The military-grade vehicles are known as MRAPs, which stands for Mine-Resistant Ambush Protection. They were acquired through the federal government’s Defense Logistics Agency in 2013 and 2019. The smaller of the two is an M-ATV, which is a more maneuverable version (similar to the one pictured above).

Chief Connolly told the Subcommittee the vehicles are strictly for the use of the Southern Maine Special Response Team, of which Sanford is the lead agency. He said SMSRT’s mission is to respond to active shooters and other situations where an armed person is barricaded in a building or controlling an area where they could be a threat to the lives of others. The vehicles’ armor plating enables them to get very close to a scene to rescue an injured person safely. The team includes trained crisis negotiators and paramedics in addition to police officers.

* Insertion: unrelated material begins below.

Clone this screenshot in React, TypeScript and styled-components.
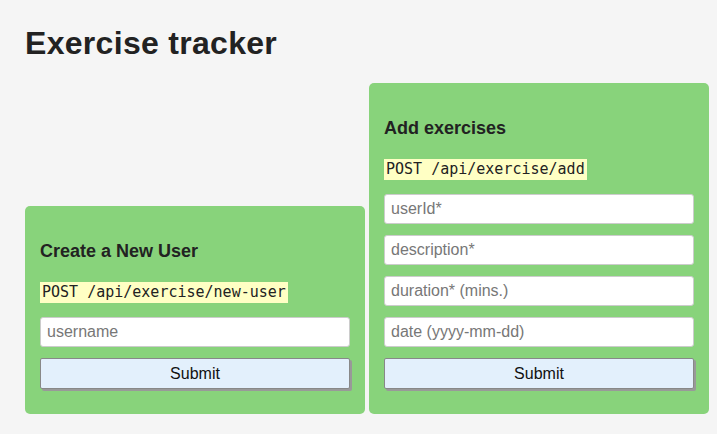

Lt. Andersen is the commander of the SMSRT and related several examples of situations where the vehicles were deployed to deescalate a situation. One example was a 2016 case where a Grammar Road resident had assaulted family members and barricaded himself in his bedroom with a firearm. Sanford Police were unable to make contact with the suspect, but he surrendered without further incident after the SMSRT arrived.

Although MRAPs have been used by law enforcement agencies in several cities across the country in response to racial justice protests, Chief Connolly told the Subcommittee that the SMSRT’s use of the vehicles is “100% about saving lives,” and that their Standard Operating Procedures would not allow them to be used for crowd control or as an intimidation device. With regard to the Black Lives Matter demonstration in June, Lt. Andersen said the team was called out to protect protesters exercising their constitutional rights, after a gunman was spotted on the roof of a local restaurant.

Chief Connolly said even if the vehicles were no longer needed or wanted, they could not be sold. They can only be returned to the federal government or transferred to another agency.